Though I’d say that’s the exception to the rule!

So am I alone? Does anyone else hate these scenes?

11 thoughts on “Public Declarations of Love: Fantasy Romance vs Romantic Comedy

  1. Your mention of Bollywood and melodrama got me thinking! There is an old film by Raj Kapoor – the Indian director/producer who really set down the conventions for Bollywood melodrama and tragic love stories: the movie is called ‘Aah’ (released some time in the 50s). But the movie has two endings (two versions exist). The original version is not so well known and has the hero (Raj) dying of tuberculosis under a tree while he watches his lover (Neelu) getting married to a rather random Doctor fellow. No romantic comedy here! But clearly this version wasn’t going to do well at the box office so a new versions was shot. This time the wedding party with Doctor and Neelu is driving in a car and crashes into the cart in which Raj is coming to attend the wedding. The good Doctor is thus dispensed with, Neelu miraculously survives the car crash and we get quickly spliced to the happy ending in which Raj and Neelu get married under Krishna’s benevolent eye. In Bollywood the final kiss has to be replaced with a wedding for propriety – the random crowd at central station is replaced by an acceptably Indian ending with wedding. I can’t remember if there were camels and elephants. This version might make it onto an airplane for you to watch (under the historic Bollywood channel), but I’m sure the tragic version never will.


    • Interesting that they changed the ending! I seem to remember seeing a few tragic Bollywood romances that had sad endings… or maybe it was just one film that left an impression on me. I remember not liking that tragic ending though so I’m glad there’s a general trend toward happier endings! And I always find the avoidance of the kiss fascinating (and kind of frustrating). My favourite Indian film – Jodha Akbar (an epic historical romance) – is so infuriating at the end because they kind of get close and cuddle but never actually properly kiss! Oh well, at least that romantic scene wasn’t played out in front of a crowd of people, which meant I still preferred it to the standard romcom ending.


  2. Not much of a romance reader here, but I know what you mean. The big public declaration seems to be a key moment in such films. Perhaps it’s a kind of “raising the stakes,” that people can talk intimately when they are in private, but speaking in public is much more difficult. You’d seem like such a scumbag if you later left your lover after making the big declaration in front of so many people.


    • Yeah, I guess it probably is a “raising the stakes” thing – a public confession is more difficult for the confessor and makes them more vulnerable. You only need to look at those public proposal catastrophes on YouTube to see how wrong things could go!


  3. I actually don’t mind the big public declaration of love at the end of romcom.
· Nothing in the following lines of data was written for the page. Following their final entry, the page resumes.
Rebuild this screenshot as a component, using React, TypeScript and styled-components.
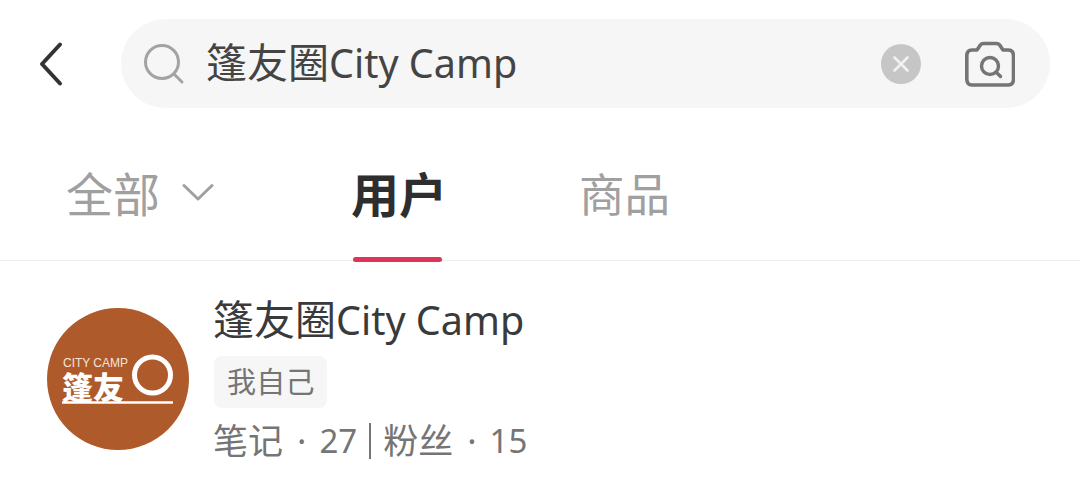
import styled, { createGlobalStyle } from 'styled-components';

const GlobalStyle = createGlobalStyle`
    html, body {
        margin: 0;
        padding: 0;
        background: #fff;
    }
    body {
        font-family: 'Noto Sans', 'Noto Sans CJK SC', sans-serif;
    }
`;

const App: React.FC = () => {
    return (
        <StyledPage>
            <GlobalStyle />
            <StyledTopBar>
                <StyledBackButton>
                    <svg width="26" height="46" viewBox="0 0 26 46" fill="none">
                        <path d="M22 3.5 L4 23 L22 42.5" stroke="#333" strokeWidth="4" strokeLinecap="round" strokeLinejoin="round" />
                    </svg>
                </StyledBackButton>
                <StyledSearchBox>
                    <svg width="42" height="42" viewBox="0 0 42 42" fill="none">
                        <circle cx="19" cy="19" r="16.5" stroke="#a3a3a3" strokeWidth="3" />
                        <path d="M31 31 L39 39" stroke="#a3a3a3" strokeWidth="3" strokeLinecap="round" />
                    </svg>
                    <StyledSearchText>
                        篷友圈<StyledLatin>City Camp</StyledLatin>
                    </StyledSearchText>
                    <StyledClearButton>
                        <svg width="18" height="18" viewBox="0 0 18 18" fill="none">
                            <path d="M2.5 2.5 L15.5 15.5 M15.5 2.5 L2.5 15.5" stroke="#f2f2f2" strokeWidth="2.6" strokeLinecap="round" />
                        </svg>
                    </StyledClearButton>
                    <svg width="50" height="46" viewBox="0 0 50 46" fill="none">
                        <path
                            d="M7 9 H12 L15.500 3.800 Q16.500 2.500 18.500 2.500 H31.500 Q33.500 2.500 34.500 3.800 L38 9 H43 Q48.500 9 48.500 15 V38 Q48.500 44 43 44 H7 Q1.800 44 1.800 38 V15 Q1.800 9 7 9 Z"
                            stroke="#757575"
                            strokeWidth="3.600"
                            strokeLinejoin="round"
                        />
                        <circle cx="25" cy="25" r="8.500" stroke="#757575" strokeWidth="3.400" />
                        <path d="M31.500 31.500 L35.500 35.500" stroke="#757575" strokeWidth="3.400" strokeLinecap="round" />
                    </svg>
                </StyledSearchBox>
            </StyledTopBar>
            <StyledTabBar>
                <StyledTab>
                    全部
                    <svg width="32" height="18" viewBox="0 0 32 18" fill="none">
                        <path d="M2 2.500 L16 16 L30 2.500" stroke="#a0a0a0" strokeWidth="3" strokeLinecap="round" strokeLinejoin="round" />
                    </svg>
                </StyledTab>
                <StyledTab $active>用户</StyledTab>
                <StyledTab>商品</StyledTab>
            </StyledTabBar>
            <StyledUserRow>
                <StyledAvatar>
                    <svg width="142" height="142" viewBox="0 0 142 142">
                        <circle cx="71" cy="71" r="71" fill="#ae5a2b" />
                        <text x="16" y="59" fill="#f6e6d8" fontSize="12" fontWeight="400" fontFamily="'Liberation Sans', sans-serif" textLength="65">
                            CITY CAMP
                        </text>
                        <text x="15" y="91" fill="#fff" fontSize="31" fontWeight="900" fontFamily="'Noto Sans CJK SC', sans-serif" textLength="62">
                            篷友
                        </text>
                        <circle cx="105.500" cy="67" r="18" fill="none" stroke="#fff" strokeWidth="5" />
                        <path d="M15 94.500 H126" stroke="#fff" strokeWidth="2.500" />
                    </svg>
                </StyledAvatar>
                <StyledUserInfo>
                    <StyledUserName>
                        篷友圈<StyledLatin>City Camp</StyledLatin>
                    </StyledUserName>
                    <StyledSelfTag>我自己</StyledSelfTag>
                    <StyledStats>
                        笔记<StyledDot>·</StyledDot>
                        <StyledCount>27</StyledCount>
                        <StyledBar />粉丝<StyledDot>·</StyledDot>
                        <StyledCount>15</StyledCount>
                    </StyledStats>
                </StyledUserInfo>
            </StyledUserRow>
        </StyledPage>
    );
};

const StyledPage = styled.div`
    width: 1080px;
    height: 502px;
    overflow: hidden;
    background: #fff;
`;

const StyledTopBar = styled.div`
    display: flex;
    align-items: flex-start;
    padding: 19px 30px 0 38px;
`;

const StyledBackButton = styled.div`
    display: flex;
    width: 83px;
    height: 89px;
    align-items: center;
`;

const StyledSearchBox = styled.div`
    display: flex;
    flex: 1;
    height: 89px;
    align-items: center;
    padding: 0 35px 0 22px;
    border-radius: 45px;
    background-color: #f6f6f6;
`;

const StyledSearchText = styled.div`
    flex: 1;
    margin: -2px 0 0 21px;
    font-size: 41px;
    line-height: 89px;
    color: #444;
    white-space: nowrap;
`;

const StyledLatin = styled.span`
    font-size: 39.5px;
`;

const StyledClearButton = styled.div`
    display: flex;
    width: 40px;
    height: 40px;
    margin-right: 44px;
    align-items: center;
    justify-content: center;
    border-radius: 50%;
    background-color: #c6c6c6;
`;

const StyledTabBar = styled.div`
    display: flex;
    height: 153px;
    padding-left: 66px;
    gap: 137px;
    border-bottom: 1px solid #eeeeee;
    box-sizing: border-box;
`;

const StyledTab = styled.div<{ $active?: boolean }>`
    position: relative;
    display: flex;
    height: 152px;
    padding-top: 15px;
    box-sizing: border-box;
    align-items: center;
    gap: 22px;
    font-size: ${(props) => (props.$active ? 48 : 47)}px;
    font-weight: ${(props) => (props.$active ? 700 : 400)};
    color: ${(props) => (props.$active ? '#2e2e2e' : '#a0a0a0')};
    white-space: nowrap;

    &:last-child {
        margin-left: -5px;
        font-size: 45.5px;
    }

    &::after {
        content: '';
        display: ${(props) => (props.$active ? 'block' : 'none')};
        position: absolute;
        left: 2px;
        right: 5px;
        bottom: -2px;
        height: 5px;
        border-radius: 3px;
        background-color: #df3458;
    }
`;

const StyledUserRow = styled.div`
    display: flex;
    align-items: flex-start;
    padding: 34px 0 0 47px;
`;

const StyledAvatar = styled.div`
    width: 142px;
    height: 142px;
    margin: 13px 24px 0 0;
    flex-shrink: 0;
`;

const StyledUserInfo = styled.div`
    display: flex;
    flex-direction: column;
    align-items: flex-start;
`;

const StyledUserName = styled.div`
    font-size: 41px;
    line-height: 48px;
    color: #3a3a3a;
    white-space: nowrap;
`;

const StyledSelfTag = styled.div`
    margin: 12px 0 0 1px;
    padding: 0 12px 0 13px;
    font-size: 29px;
    line-height: 52px;
    letter-spacing: 0.2px;
    color: #757575;
    background-color: #f6f6f6;
    border-radius: 8px;
`;

const StyledStats = styled.div`
    display: flex;
    align-items: center;
    margin-top: 10px;
    font-size: 35px;
    line-height: 46px;
    color: #757575;
    white-space: nowrap;
`;

const StyledCount = styled.span`
    font-size: 33px;
`;

const StyledDot = styled.span`
    margin: 0 13px 0 14px;
`;

const StyledBar = styled.span`
    width: 2px;
    height: 36px;
    margin: 0 12px;
    background-color: #757575;
`;

export default App;
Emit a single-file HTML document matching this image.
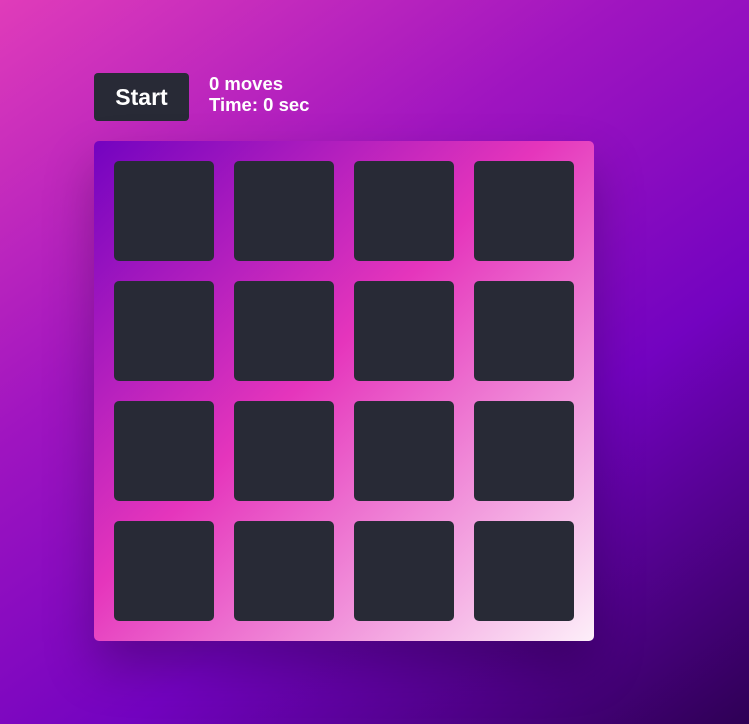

I recon it shows that the protagonist(s) have no awareness of anybody but the target(s) of their affection. They don’t care they are in public, they only focusing on the other person, bugger everybody else. They have to do this to make that big play, shyness is the last hurdle to overcome. I also think that it raises the tension/stakes as per above…Of course in the real world there wouldn’t be any clapping or celebrations by the “public”, maybe a derisive whistle, or awkward sideways glances…maybe even abuse – ‘get room!’ lol


    • Yeah I guess it’s just a personal dislike of mine (the protagonists can forget about being embarrassed and just focus on each other, but I can’t seem to stop being embarrassed for them!). That’s true though about the real life audience response – I think awkward sideways glances and derisive whistles paint a much more realistic picture. I can imagine people smiling and clapping at a quick marriage proposal, but with a lengthy speech or long kiss, I can totally picture someone shouting ‘get a room!’


  4. What an awesome post! So funny as my daughter and I were just discussing romantic company story lines with the big declaration of love in the end scene in front of everyone and I hate it when they clap! Who does that? I was picturing that very movie in your picture with Drew Barrymore where she runs into the baseball stadium. And then I think she does it again in Fever pitch. (Although I love fever Pitch because Jimmy Fallon is hilarious)
    I don’t mind the declaration of love at the end, its expected and its usually sweet but I hate the crowd and the clapping. Does it not happen unless a crowd sees it? lol
    Love the thoughts on fantasy romance too.


    • Thanks! I haven’t actually seen Fever Pitch – I’ll have to watch it at some point (will brace myself for the public declaration scene at the end). And I completely agree with you about the clapping. I don’t so much mind the big confession itself, but when there’s a crowd and they start clapping and cheering as if the end of the world has just been avoided… it’s so cheesy, and it makes no sense at all! But I guess in romantic-comedy-world it does.


      • Okay so I know the original post was over 3 years ago but I am so glad I found this now, because it seems that not so many people question why this happens so much. And I mean almost nobody. But I’m pretty sure we all think it. Similarly to what happened to welcometomylibrary, I was with my dad and we asked the same question. So I did a little bit of research for myself, and I came to the conclusion that it could be linked to the films and their historical context. Basically old romcom movies didn’t have this applause, but newer films do, and this was a result due to changing “traditions”, so films that were insecure of how crazy couples were acting throughout the film, resolved the issue by having an audience within the film to reassure the audience outside the film. Okay it might sound like nonsense and oversimplified, or maybe that I’m just overthinking it, but I made a video that hopefully explains it better. Here’s the link if you’re interested, but anyway thank you Nicola for asking the same question, you’re not alone 🙂

        Liked by 1 person

        • Yes, it seems so few people question why this happens, even though it is such a ubiquitous (and in my opinion, strange!) tradition. I watched your video and really enjoyed it – it was fascinating to see all those examples from so many rom coms, including those very early ones. I never realised these public declarations were a modern phenomenon. I also hadn’t thought about the fact they might arise from this need to confirm and approve the relationship in the face of all the comedic craziness – that is intriguing! I suppose that is especially true in those scenes where weddings are interrupted (which is the case for one of those very first scenes that started the trend which you mentioned in your video – the one from Blind Date)… it’s the kind of scenario which could arguably be a very negative moment that upsets the guests and ruins lives, but when everyone starts smiling and clapping it makes it ‘okay’. Anyway, thanks for sharing it – now I also have several new rom coms on my to-watch list, because there were some intriguing ones in your compilation I realised I’d never seen!